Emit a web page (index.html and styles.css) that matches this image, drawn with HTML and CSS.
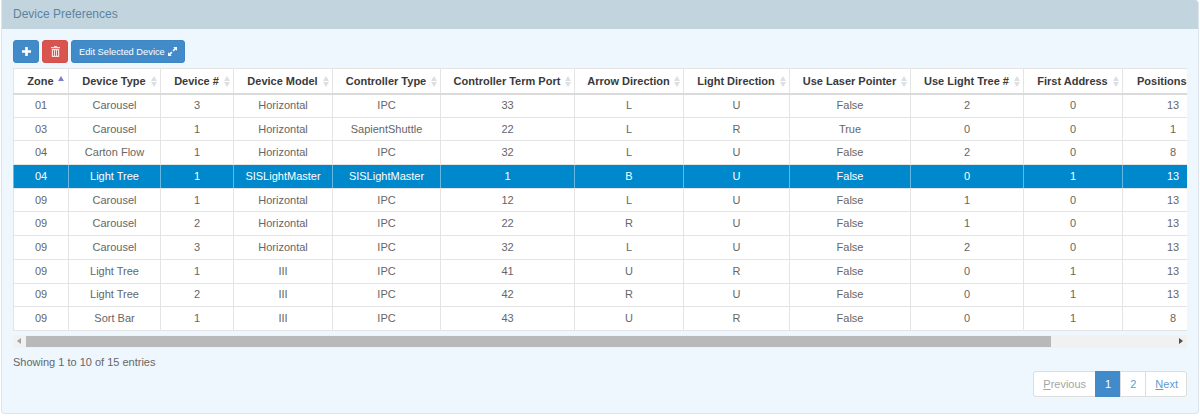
FILE: index.html
```html
<!DOCTYPE html>
<html lang="en">
<head>
    <meta charset="UTF-8">
    <meta name="viewport" content="width=device-width, initial-scale=1.0">
    <title>Device Preferences</title>
    <link rel="stylesheet" href="styles.css">
</head>
<body>
    <div class="panel">
        <div class="panel-heading">Device Preferences</div>
        <div class="panel-body">
            <div class="toolbar">
                <button class="btn btn-blue btn-icon" type="button">
                    <svg width="9" height="9" viewBox="0 0 9 9"><path fill="#fff" d="M3.200 0h2.600v3.200H9v2.600H5.800V9H3.200V5.800H0V3.200h3.200z"/></svg>
                </button>
                <button class="btn btn-red btn-icon" type="button">
                    <svg width="9" height="11" viewBox="0 0 9 11"><path fill="#fbdcdc" fill-rule="evenodd" d="M3.200 0h2.600l.5 1H9v1.200H0V1h2.700zM.8 3h7.400v8H.8zM2 4.200v5.600h1V4.200zM4 4.200v5.600h1V4.200zM6 4.200v5.600h1V4.200z"/></svg>
                </button>
                <button class="btn btn-blue" type="button">Edit Selected Device
                    <svg width="9" height="9" viewBox="0 0 10 10"><path fill="#fff" d="M5.800 0H10v4.200L8.500 2.700 6.300 4.900 5.100 3.700 7.300 1.500zM0 10V5.800l1.500 1.500 2.200-2.200 1.200 1.200-2.200 2.200L4.200 10z"/></svg>
                </button>
            </div>

            <div class="table-wrap">
                <table class="device-table">
                    <colgroup>
                        <col class="c-zone"><col class="c-type"><col class="c-num"><col class="c-model"><col class="c-ctrl"><col class="c-port">
                        <col class="c-arrow"><col class="c-light"><col class="c-laser"><col class="c-tree"><col class="c-addr"><col class="c-pos">
                    </colgroup>
                    <thead>
                        <tr>
                            <th class="sort-asc">Zone</th>
                            <th>Device Type</th>
                            <th>Device #</th>
                            <th>Device Model</th>
                            <th>Controller Type</th>
                            <th>Controller Term Port</th>
                            <th>Arrow Direction</th>
                            <th>Light Direction</th>
                            <th>Use Laser Pointer</th>
                            <th>Use Light Tree #</th>
                            <th>First Address</th>
                            <th>Positions</th>
                        </tr>
                    </thead>
                    <tbody>
                        <tr><td>01</td><td>Carousel</td><td>3</td><td>Horizontal</td><td>IPC</td><td>33</td><td>L</td><td>U</td><td>False</td><td>2</td><td>0</td><td>13</td></tr>
                        <tr><td>03</td><td>Carousel</td><td>1</td><td>Horizontal</td><td>SapientShuttle</td><td>22</td><td>L</td><td>R</td><td>True</td><td>0</td><td>0</td><td>1</td></tr>
                        <tr><td>04</td><td>Carton Flow</td><td>1</td><td>Horizontal</td><td>IPC</td><td>32</td><td>L</td><td>U</td><td>False</td><td>2</td><td>0</td><td>8</td></tr>
                        <tr class="selected"><td>04</td><td>Light Tree</td><td>1</td><td>SISLightMaster</td><td>SISLightMaster</td><td>1</td><td>B</td><td>U</td><td>False</td><td>0</td><td>1</td><td>13</td></tr>
                        <tr><td>09</td><td>Carousel</td><td>1</td><td>Horizontal</td><td>IPC</td><td>12</td><td>L</td><td>U</td><td>False</td><td>1</td><td>0</td><td>13</td></tr>
                        <tr><td>09</td><td>Carousel</td><td>2</td><td>Horizontal</td><td>IPC</td><td>22</td><td>R</td><td>U</td><td>False</td><td>1</td><td>0</td><td>13</td></tr>
                        <tr><td>09</td><td>Carousel</td><td>3</td><td>Horizontal</td><td>IPC</td><td>32</td><td>L</td><td>U</td><td>False</td><td>2</td><td>0</td><td>13</td></tr>
                        <tr><td>09</td><td>Light Tree</td><td>1</td><td>III</td><td>IPC</td><td>41</td><td>U</td><td>R</td><td>False</td><td>0</td><td>1</td><td>13</td></tr>
                        <tr><td>09</td><td>Light Tree</td><td>2</td><td>III</td><td>IPC</td><td>42</td><td>R</td><td>U</td><td>False</td><td>0</td><td>1</td><td>13</td></tr>
                        <tr><td>09</td><td>Sort Bar</td><td>1</td><td>III</td><td>IPC</td><td>43</td><td>U</td><td>R</td><td>False</td><td>0</td><td>1</td><td>8</td></tr>
                    </tbody>
                </table>
            </div>

            <div class="scrollbar">
                <span class="arrow arrow-left"></span>
                <div class="scroll-track"><div class="scroll-thumb"></div></div>
                <span class="arrow arrow-right"></span>
            </div>

            <div class="table-info">Showing 1 to 10 of 15 entries</div>

            <div class="pager-row">
                <ul class="pagination">
                    <li class="disabled"><a href="#"><u>P</u>revious</a></li>
                    <li class="active"><a href="#">1</a></li>
                    <li><a href="#">2</a></li>
                    <li><a href="#"><u>N</u>ext</a></li>
                </ul>
            </div>
        </div>
    </div>
</body>
</html>
```

FILE: styles.css
```css
* {
    box-sizing: border-box;
}

body {
    margin: 0;
    background: #fff;
    font-family: "Liberation Sans", Arial, sans-serif;
    font-size: 11px;
    color: #666;
}

.panel {
    height: 414px;
    margin: 0 1px;
    background: #eef6fe;
    border: 1px solid #dde4ec;
    border-top: none;
    border-radius: 0 4px 4px 4px;
    overflow: hidden;
}

.panel-heading {
    height: 29px;
    padding: 6px 11px;
    background: #c2d4de;
    color: #5c84a2;
    font-size: 12px;
    line-height: 16px;
}

.panel-body {
    padding: 11px 11px 0 11px;
}

.toolbar {
    display: flex;
    gap: 3px;
    height: 23px;
}

.btn {
    display: flex;
    align-items: center;
    gap: 3px;
    height: 23px;
    padding: 0 7px 0 7px;
    border: 1px solid transparent;
    border-radius: 3px;
    color: #fff;
    font-family: inherit;
    font-size: 9.3px;
}

.btn-icon {
    width: 26px;
    justify-content: center;
    padding: 0;
}

.btn-blue {
    background: #428bca;
    border-color: #3f85c2;
}

.btn-red {
    background: #d9534f;
    border-color: #d4504c;
}

.table-wrap {
    margin-top: 5px;
    width: 1174px;
    overflow: hidden;
    background: #fff;
}

.device-table {
    width: 1210px;
    table-layout: fixed;
    border-collapse: collapse;
    background: #fff;
}

.c-zone { width: 55px; }
.c-type { width: 92px; }
.c-num { width: 73px; }
.c-model { width: 99px; }
.c-ctrl { width: 108px; }
.c-port { width: 134px; }
.c-arrow { width: 109px; }
.c-light { width: 106px; }
.c-laser { width: 121px; }
.c-tree { width: 113px; }
.c-addr { width: 99px; }
.c-pos { width: 101px; }

.device-table th,
.device-table td {
    border: 1px solid #e4e4e4;
    text-align: center;
    white-space: nowrap;
    overflow: hidden;
}

.device-table th {
    position: relative;
    height: 25px;
    padding: 0 5px 0 4px;
    border-bottom: 2px solid #dadada;
    color: #3a3a3a;
    font-size: 11px;
    font-weight: bold;
}

.device-table th:last-child {
    text-align: left;
    padding-left: 14px;
}

/* sort arrows */
.device-table th::before,
.device-table th::after {
    content: "";
    position: absolute;
    right: 3px;
    border-left: 3px solid transparent;
    border-right: 3px solid transparent;
}

.device-table th::before {
    top: 7px;
    border-bottom: 5px solid #dcdfe3;
}

.device-table th::after {
    top: 13px;
    border-top: 5px solid #dcdfe3;
}

.device-table th.sort-asc::before {
    right: 4px;
    border-bottom-color: #7c7cdc;
}

.device-table th.sort-asc::after {
    display: none;
}

.device-table td {
    height: 23.7px;
    padding: 0 4px;
    line-height: 15px;
}

.device-table tr.selected td {
    background: #0088cc;
    border-left-color: #66b8e0;
    border-right-color: #66b8e0;
    border-top-color: #c4cfd6;
    color: #fff;
}

.scrollbar {
    display: flex;
    align-items: center;
    width: 1174px;
    height: 13px;
    margin-top: 4px;
    background: #f1f1f1;
}

.scroll-track {
    flex: 1;
    height: 11px;
}

.scroll-thumb {
    width: 1025px;
    height: 11px;
    margin-left: 1px;
    background: #b9b9b9;
}

.arrow {
    width: 12px;
    display: flex;
    justify-content: center;
}

.arrow::before {
    content: "";
    border-top: 3px solid transparent;
    border-bottom: 3px solid transparent;
}

.arrow-left::before {
    border-right: 4px solid #a3a3a3;
}

.arrow-right::before {
    border-left: 4px solid #505050;
}

.table-info {
    margin-top: 6px;
    line-height: 16px;
}

.pager-row {
    display: flex;
    justify-content: flex-end;
    width: 1174px;
    margin-top: 1px;
}

.pagination {
    display: flex;
    margin: 0;
    padding: 0;
    list-style: none;
}

.pagination a {
    display: block;
    height: 26px;
    margin-left: -1px;
    padding: 0 9px;
    border: 1px solid #ddd;
    background: #fff;
    color: #5f9bd1;
    line-height: 24px;
    text-decoration: none;
}

.pagination li:first-child a {
    border-radius: 3px 0 0 3px;
}

.pagination li:last-child a {
    padding-right: 8px;
    border-radius: 0 3px 3px 0;
}

.pagination .disabled a {
    color: #a5a5a5;
}

.pagination .active a {
    background: #428bca;
    border-color: #428bca;
    color: #fff;
}
```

□ □ □ □ □ □ □

CHALLENGE: From the listing above, report the number of lines containing the string "index", without any accompanying remarks.

THE REPLY: 2